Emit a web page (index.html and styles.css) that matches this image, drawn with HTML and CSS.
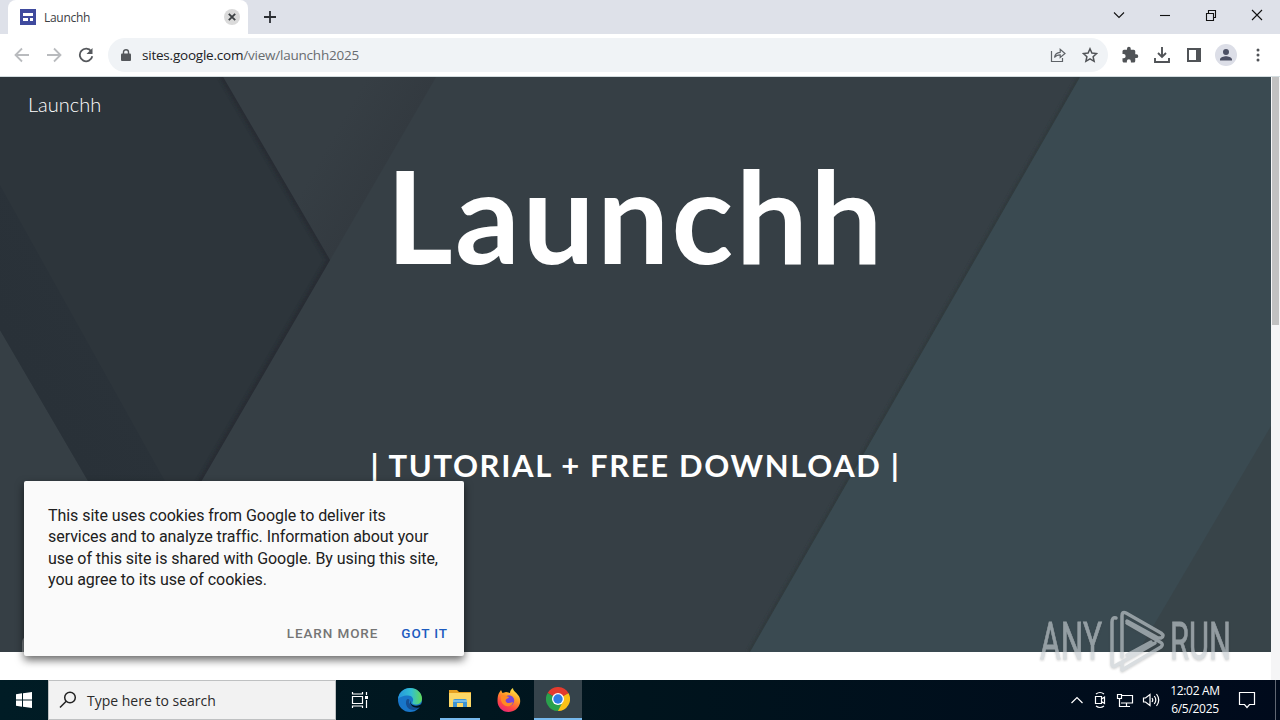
FILE: index.html
```html
<!DOCTYPE html>
<html lang="en">
<head>
<meta charset="utf-8">
<title>Launchh</title>
<link rel="stylesheet" href="styles.css">
</head>
<body>
  <div class="tabstrip">
    <div class="tab">
      <svg class="favicon" width="16" height="16" viewBox="0 0 16 16">
        <path fill="#3f4a9e" d="M0 0h16v16H0z"/>
        <path fill="#fff" d="M3 4h10v3H3zM3 9h5v3H3zM10 9h3v3h-3z"/>
      </svg>
      <span class="tab_title">Launchh</span>
      <svg width="16" height="16" viewBox="0 0 16 16">
        <circle cx="8" cy="8" r="8" fill="#dadada"/>
        <path d="M4.800 4.800l6.400 6.400M11.200 4.800l-6.400 6.400" stroke="#3c4043" stroke-width="1.800"/>
      </svg>
    </div>
    <svg class="new_tab" width="14" height="14" viewBox="0 0 14 14">
      <path d="M7 1v12M1 7h12" stroke="#2b2e33" stroke-width="1.800"/>
    </svg>
    <div class="window_buttons">
      <svg width="12" height="12" viewBox="0 0 12 12"><path d="M1 3.500l5 5 5-5"/></svg>
      <svg width="12" height="12" viewBox="0 0 12 12"><path d="M1 6.500h10"/></svg>
      <svg width="12" height="12" viewBox="0 0 12 12"><path d="M1.500 4.500h7v7h-7zM3.500 4V1.500h7v7H9"/></svg>
      <svg width="12" height="12" viewBox="0 0 12 12"><path d="M1 1l10 10M11 1L1 11"/></svg>
    </div>
  </div>

  <div class="toolbar">
    <div class="nav">
      <svg width="16" height="16" viewBox="0 0 16 16" stroke="#b9bbbe"><path d="M15 8H2M8 1.500L1.500 8 8 14.500"/></svg>
      <svg width="16" height="16" viewBox="0 0 16 16" stroke="#b9bbbe"><path d="M1 8h13M8 1.500L14.500 8 8 14.500"/></svg>
      <svg width="16" height="16" viewBox="0 0 16 16" stroke="#55585c"><path d="M13.300 4.400A6.300 6.300 0 1 0 14.300 9.300"/><path d="M14.500 1v6h-6z" fill="#55585c" stroke="none"/></svg>
    </div>
    <div class="omnibox">
      <svg width="10" height="12" viewBox="0 0 10 12">
        <path fill="#54575b" d="M1 4.500h8q1 0 1 1V11q0 1-1 1H1q-1 0-1-1V5.500q0-1 1-1z"/>
        <path fill="none" stroke="#54575b" stroke-width="1.400" d="M2.500 5V3a2.500 2.300 0 0 1 5 0v2"/>
      </svg>
      <span class="url"><span class="host">sites.google.com</span><span class="path">/view/launchh2025</span></span>
      <svg class="share" width="16" height="16" viewBox="0 0 16 16" fill="none" stroke="#5f6368" stroke-width="1.200">
        <path d="M1.500 4v10.500h11V11"/><path d="M4.500 10.500C5 7 7 5.500 10.200 5.300V2.300L15 6.500l-4.800 4V7.800C7.500 7.800 6 8.500 4.500 10.500z"/>
      </svg>
      <svg width="16" height="16" viewBox="0 0 16 16" fill="none" stroke="#505357" stroke-width="1.500">
        <path d="M8 1.800l1.900 4.300 4.700.5-3.500 3.100 1 4.600L8 11.900l-4.100 2.400 1-4.600-3.500-3.100 4.700-.5z"/>
      </svg>
    </div>
    <div class="actions">
      <svg width="18" height="18" viewBox="0 0 24 24" fill="#505357"><path d="M20.500 11H19V7a2 2 0 0 0-2-2h-4V3.500a2.500 2.500 0 0 0-5 0V5H4a2 2 0 0 0-2 2v3.800h1.500a2.700 2.700 0 0 1 0 5.400H2V20c0 1.100.9 2 2 2h3.800v-1.500a2.700 2.700 0 0 1 5.400 0V22H17a2 2 0 0 0 2-2v-4h1.500a2.500 2.500 0 0 0 0-5z"/></svg>
      <svg width="18" height="18" viewBox="0 0 18 18" fill="none" stroke="#505357" stroke-width="1.900"><path d="M9 1v9.500M5 7l4 4 4-4M2 12v4h14v-4"/></svg>
      <svg width="18" height="18" viewBox="0 0 18 18"><path fill="none" stroke="#505357" stroke-width="2" d="M3 3h12v12H3z"/><path fill="#505357" d="M11 3h4v12h-4z"/></svg>
      <svg width="22" height="22" viewBox="0 0 22 22"><circle cx="11" cy="11" r="11" fill="#dcdee7"/><path fill="#4c5064" d="M11 5a3 3 0 1 1 0 6 3 3 0 0 1 0-6zM5 16.500v-1.200c0-2 4-3.100 6-3.100s6 1.100 6 3.100v1.200z"/></svg>
      <svg width="4" height="16" viewBox="0 0 4 16" fill="#505357"><circle cx="2" cy="3" r="1.500"/><circle cx="2" cy="8" r="1.500"/><circle cx="2" cy="13" r="1.500"/></svg>
    </div>
  </div>

  <div class="viewport">
    <div class="page">
      <div class="hero">
        <svg class="hero_art" width="1271" height="575" viewBox="0 77 1271 575">
          <defs>
            <linearGradient id="fold" gradientUnits="userSpaceOnUse" x1="330" y1="140" x2="384" y2="171">
              <stop offset="0" stop-color="#333a40" stop-opacity="0"/>
              <stop offset="1" stop-color="#333a40"/>
            </linearGradient>
            <linearGradient id="band" gradientUnits="userSpaceOnUse" x1="44" y1="408" x2="132" y2="359">
              <stop offset="0" stop-color="#293138"/>
              <stop offset=".8" stop-color="#2a3239"/>
              <stop offset="1" stop-color="#2c343a"/>
            </linearGradient>
            <filter id="soft"><feGaussianBlur stdDeviation="1.500"/></filter>
            <clipPath id="sheet"><path d="M0 77h223l107 183-228 392H0z"/></clipPath>
          </defs>
          <path fill="#363f45" d="M0 77h1271v575H0z"/>
          <path fill="#363e44" d="M222 77h214L330 260z"/>
          <path fill="url(#fold)" d="M222 77h214L330 260z"/>
          <path fill="#2d353b" d="M0 77h223l107 183-228 392H188L0 330z"/>
          <path fill="url(#band)" d="M0 185l165 296v60h-42L0 330z"/>
          <path fill="none" stroke="#252c32" stroke-width="7" opacity=".8" filter="url(#soft)" clip-path="url(#sheet)" d="M223 77l107 183-228 392"/>
          <path fill="none" stroke="#2f373b" stroke-width="3" filter="url(#soft)" d="M1079 77L749 652"/>
          <path fill="#3a4a51" d="M1080 77h191v575H750z"/>
          <path fill="#384449" d="M1271 426v226h-133z"/>
        </svg>
        <div class="site_name">Launchh</div>
        <h1>Launchh</h1>
        <h2>| TUTORIAL + FREE DOWNLOAD |</h2>
      </div>
    </div>
    <div class="scrollbar"><div class="thumb"></div></div>
    <div class="info_button"></div>

    <div class="cookies">
      <p>This site uses cookies from Google to deliver its<br>services and to analyze traffic. Information about your<br>use of this site is shared with Google. By using this site,<br>you agree to its use of cookies.</p>
      <div class="cookie_links">
        <a class="learn">LEARN MORE</a>
        <a class="got_it">GOT IT</a>
      </div>
    </div>

    <svg class="watermark" width="220" height="74" viewBox="1030 603 220 74">
      <g fill="#c5ccd0" stroke="#c5ccd0">
        <text x="1040" y="659" textLength="62" lengthAdjust="spacingAndGlyphs">ANY</text>
        <text x="1170" y="659" textLength="61" lengthAdjust="spacingAndGlyphs">RUN</text>
      </g>
      <g fill="none" stroke="#c5ccd0" stroke-width="3.500" stroke-linejoin="round" stroke-linecap="round">
        <path d="M1116 618q-4-1-4 4v42q0 3 3 2l5-3"/>
        <path d="M1122 657v-41q0-5 4-3l35 20q4 3 0 5h-3l-31-17"/>
        <path d="M1127 655l24-13M1122 662v8l39-23q3-3-1-5l-33-19M1155 643l-33 19"/>
      </g>
    </svg>
  </div>

  <div class="taskbar">
    <div class="start">
      <svg width="16" height="16" viewBox="0 0 16 16" fill="#fff"><path d="M0 2.200l6-.9v6.200H0zM7 1.200L16 0v7.500H7zM0 8.500h6v6.200l-6-.9zM7 8.500h9V16l-9-1.200z"/></svg>
    </div>
    <div class="search">
      <svg width="18" height="18" viewBox="0 0 18 18" fill="none" stroke="#222" stroke-width="1.500"><circle cx="11" cy="6.500" r="5.300"/><path d="M7.200 10.300L1 16.500"/></svg>
      <span>Type here to search</span>
    </div>
    <div class="apps">
      <div class="app">
        <svg width="18" height="18" viewBox="0 0 18 18" fill="none" stroke="#fff" stroke-width="1.200"><path d="M1.500 5.500h10v7h-10zM1.500 1v2h10V1M1.500 17v-2h10v2M15.500 1v3M15.500 9v8"/><path fill="#fff" stroke="none" d="M14 5h3v3h-3z"/></svg>
      </div>
      <div class="app">
        <svg width="24" height="24" viewBox="0 0 24 24">
          <defs>
            <linearGradient id="edgeTop" x1="0" x2="1"><stop offset="0" stop-color="#2495dc"/><stop offset=".55" stop-color="#32bfd2"/><stop offset="1" stop-color="#62d957"/></linearGradient>
          </defs>
          <circle cx="12" cy="12" r="12" fill="#1876c9"/>
          <path fill="url(#edgeTop)" d="M0 11C1 4 6 0 12 0c7 0 12 5 12 10.500 0 4-3 6-6.500 6-2.500 0-4-1-3-2.500 2-3-.5-6.500-4.500-6.500C5 7.500 1 9.500 0 11z"/>
          <path fill="#154f93" d="M8.500 12c-2 5 1.500 10 7 10 3 0 5.500-2 7-4.500-3 1.500-7 1.500-9.500-.5-2-1.500-2.500-3-1.500-5-1-1.500-2.500-1-3 0z"/>
          <path fill="#00141d" d="M12.500 11.500c-1 3 1 6 5 6.300 3 .2 5-1 6.500-2.800l-1 4c-3 1.200-7 .8-9-1-2-1.600-2.500-4.500-1.500-6.500z"/>
        </svg>
      </div>
      <div class="app running">
        <svg width="22" height="20" viewBox="0 0 22 20">
          <path fill="#e5a021" d="M0 1h8l2 2h12v5H0z"/>
          <path fill="#fcd766" d="M0 4h22v14H0z"/>
          <path fill="#3d93d2" d="M4 18v-6q0-2 2-2h10q2 0 2 2v6h-4v-4H8v4z"/>
          <path fill="#76bdea" d="M4 11h14v2H4z"/>
        </svg>
      </div>
      <div class="app">
        <svg width="24" height="24" viewBox="0 0 24 24">
          <defs>
            <linearGradient id="fox" x1=".8" y1="0" x2=".3" y2="1"><stop offset="0" stop-color="#fff04a"/><stop offset=".4" stop-color="#ff9b27"/><stop offset=".75" stop-color="#ff4545"/><stop offset="1" stop-color="#e72776"/></linearGradient>
          </defs>
          <path fill="url(#fox)" d="M2 5l2-3 1.500 3L9 4c2 0 3 1 4 1 0-2 1-4 3-5 0 3 3 4 5 7 2 2 2.500 5 2 8-1 5-6 9-11.500 9C5 24 .5 19 .5 13 .5 9 1 7 2 5z"/>
          <circle cx="12" cy="12.500" r="5.200" fill="#7645d9"/>
          <path fill="#ff8a22" d="M4 8c3-2 5 0 8 1 0 1-2 1.500-3 2.500C8 13 9 15 12 15c2 0 3-1 4-1-1 4-4 5-7 4-4-1-6-6-5-10z"/>
        </svg>
      </div>
      <div class="app running active">
        <svg width="24" height="24" viewBox="0 0 24 24">
          <path fill="#e33b2e" d="M1.600 6A12 12 0 0 1 22.400 6L12 12z"/>
          <path fill="#fbc116" d="M22.400 6A12 12 0 0 1 12 24l0-12z"/>
          <path fill="#2aa14c" d="M12 24A12 12 0 0 1 1.600 6L12 12l4.700 3z"/>
          <path fill="#e33b2e" d="M12 6h10.400L12 12z"/>
          <path fill="#fbc116" d="M17.500 12L12 24l4-9z"/>
          <circle cx="12" cy="12" r="6" fill="#fff"/><circle cx="12" cy="12" r="4.700" fill="#2f7de4"/>
        </svg>
      </div>
    </div>
    <div class="tray">
      <svg width="14" height="18" viewBox="0 0 14 18"><path d="M1.500 12L7 6.500l5.500 5.500"/></svg>
      <svg width="16" height="18" viewBox="0 0 16 18"><path d="M3.500 5.500h6v7h-6zM9.500 8l3-2v6.500l-3-2M4 3q4-3 8 0M4 15q4 3 8 0"/></svg>
      <svg width="18" height="18" viewBox="0 0 18 18"><path d="M6 4.500h10.500v7.500H5M10.500 12v3.500M7 15.500h7M1.500 3.500h4v4h-4zM3.500 7.500V15.500H7"/></svg>
      <svg width="18" height="18" viewBox="0 0 18 18"><path d="M1.500 7h2L8 3.500v11L3.500 11h-2zM10 7q1.500 2 0 4M12.300 5q3 4 0 8M14.500 3q4.500 6 0 12"/></svg>
      <div class="clock"><div class="time">12:02 AM</div><div class="date">6/5/2025</div></div>
      <svg class="notes" width="18" height="18" viewBox="0 0 18 18"><path d="M1.500 1.500h15v12h-5l-2.500 3-2.500-3h-5z"/></svg>
    </div>
    <div class="show_desktop"></div>
  </div>
</body>
</html>
```
FILE: styles.css
```css
body {
  margin: 0;
  width: 1280px;
  height: 720px;
  display: flex;
  flex-direction: column;
  overflow: hidden;
  background-color: #fff;
  font-family: "Open Sans", sans-serif;
}
svg {
  display: block;
  flex-shrink: 0;
}

/* browser chrome */
.tabstrip {
  height: 34px;
  display: flex;
  align-items: center;
  background-color: #dee1e9;
  padding-left: 8px;
}
.tab {
  box-sizing: border-box;
  width: 240px;
  height: 34px;
  display: flex;
  align-items: center;
  padding: 0 8px 0 12px;
  background-color: #fff;
  border-radius: 8px 8px 0 0;
}
.tab_title {
  flex-grow: 1;
  margin-left: 8px;
  font-size: 12px;
  letter-spacing: -0.3px;
  color: #3c4043;
}
.new_tab { margin-left: 15px; }
.window_buttons {
  display: flex;
  gap: 34px;
  margin-left: auto;
  margin-right: 17px;
  margin-bottom: 5px;
}
.window_buttons path {
  fill: none;
  stroke: #111;
  stroke-width: 1.1;
}
.toolbar {
  height: 42px;
  display: flex;
  align-items: center;
  border-bottom: 1px solid #d3dcdf;
}
.nav {
  display: flex;
  gap: 16px;
  margin: 0 14px;
}
.nav svg {
  fill: none;
  stroke-width: 1.8;
}
.omnibox {
  box-sizing: border-box;
  width: 1000px;
  height: 34px;
  display: flex;
  align-items: center;
  padding: 0 10px 0 13px;
  border-radius: 17px;
  background-color: #f0f3f6;
}
.url {
  flex-grow: 1;
  margin-left: 11px;
  font-size: 13.5px;
  letter-spacing: -0.22px;
}
.host { color: #202124; }
.path { color: #686c70; }
.share { margin-right: 16px; }
.actions {
  display: flex;
  align-items: center;
  gap: 14px;
  margin-left: 13px;
}
.actions svg:nth-child(4) { margin: 0 -2px; }
.actions svg:last-child { margin-left: 7px; }

/* site */
.viewport {
  position: relative;
  height: 603px;
  display: flex;
}
.page { width: 1271px; }
.hero {
  position: relative;
  height: 575px;
  overflow: hidden;
  color: #fff;
  font-family: Lato, sans-serif;
}
.hero_art {
  position: absolute;
  top: 0;
  left: 0;
}
.site_name, h1, h2 {
  position: relative;
  margin: 0;
}
.site_name {
  padding: 15px 28px 0;
  font-size: 20px;
  line-height: 24px;
  font-weight: 300;
}
h1 {
  margin-top: 21px;
  font-size: 128px;
  line-height: 156px;
  font-weight: 700;
  letter-spacing: 2.4px;
  text-align: center;
}
h2 {
  margin-top: 154px;
  font-size: 31px;
  line-height: 37px;
  font-weight: 700;
  letter-spacing: 1.65px;
  text-align: center;
}
.scrollbar {
  box-sizing: border-box;
  width: 9px;
  padding: 0 1px;
  background-color: #f5f5f6;
}
.thumb {
  height: 248px;
  background-color: #c1c1c1;
}
.info_button {
  position: absolute;
  left: 22px;
  top: 557px;
  width: 20px;
  height: 18px;
  border-radius: 9px 0 0 0;
  background-color: #747a7e;
}
.cookies {
  position: absolute;
  left: 24px;
  top: 404px;
  box-sizing: border-box;
  width: 440px;
  height: 175px;
  padding: 24px 16px 0 24px;
  border-radius: 2px;
  background-color: #fafafa;
  box-shadow: 0 4px 8px rgba(0, 0, 0, .6);
  font-family: Roboto, sans-serif;
}
.cookies p {
  margin: 0;
  font-size: 16px;
  line-height: 21.4px;
  letter-spacing: -0.05px;
  color: #202020;
  white-space: nowrap;
}
.cookie_links {
  display: flex;
  justify-content: flex-end;
  gap: 23px;
  margin-top: 32px;
  font-size: 13.5px;
  line-height: 20px;
  font-weight: 500;
  letter-spacing: .9px;
}
.learn { color: #757575; }
.got_it { color: #1d5bbf; }
.watermark {
  position: absolute;
  left: 1030px;
  top: 526px;
  opacity: .65;
  filter: drop-shadow(0 1px 1px rgba(60, 60, 60, .35));
}
.watermark text {
  font-family: Roboto, sans-serif;
  font-size: 51px;
  stroke-width: .8px;
}

/* taskbar */
.taskbar {
  height: 40px;
  display: flex;
  background: linear-gradient(90deg, #001c25, #00141d 50%, #000a1c);
  color: #fff;
}
.start {
  width: 48px;
  display: flex;
  align-items: center;
  justify-content: center;
}
.search {
  box-sizing: border-box;
  width: 288px;
  display: flex;
  align-items: center;
  gap: 10px;
  padding-left: 10px;
  border: 1px solid #bfc1c2;
  background-color: #f2f2f2;
  color: #2b2b2b;
  font-size: 14px;
}
.apps { display: flex; }
.app {
  box-sizing: border-box;
  width: 48px;
  margin-right: 1px;
  display: flex;
  align-items: center;
  justify-content: center;
}
.app:first-child { margin-right: 2px; }
.running {
  width: 40px;
  margin: 0 5px;
  border-bottom: 2px solid #76b9ed;
}
.active {
  width: 48px;
  margin: 0;
  background-color: #35434b;
}
.tray {
  display: flex;
  align-items: center;
  margin-left: auto;
  gap: 8px;
}
.tray path {
  fill: none;
  stroke: #fff;
  stroke-width: 1.2;
}
.clock {
  width: 54px;
  font-size: 12px;
  line-height: 18px;
  letter-spacing: -0.3px;
  text-align: center;
  white-space: nowrap;
}
.notes { margin-left: 8px; }
.show_desktop {
  width: 4px;
  margin-left: 19px;
  border-left: 1px solid #606773;
}
```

WHAT IS ASKED » Scan the listing above. Gather each line that contains the word "with".

FINISHED EXERCISE »
Emit a web page (index.html and styles.css) that matches this image, drawn with HTML and CSS.
      <p>This site uses cookies from Google to deliver its<br>services and to analyze traffic. Information about your<br>use of this site is shared with Google. By using this site,<br>you agree to its use of cookies.</p>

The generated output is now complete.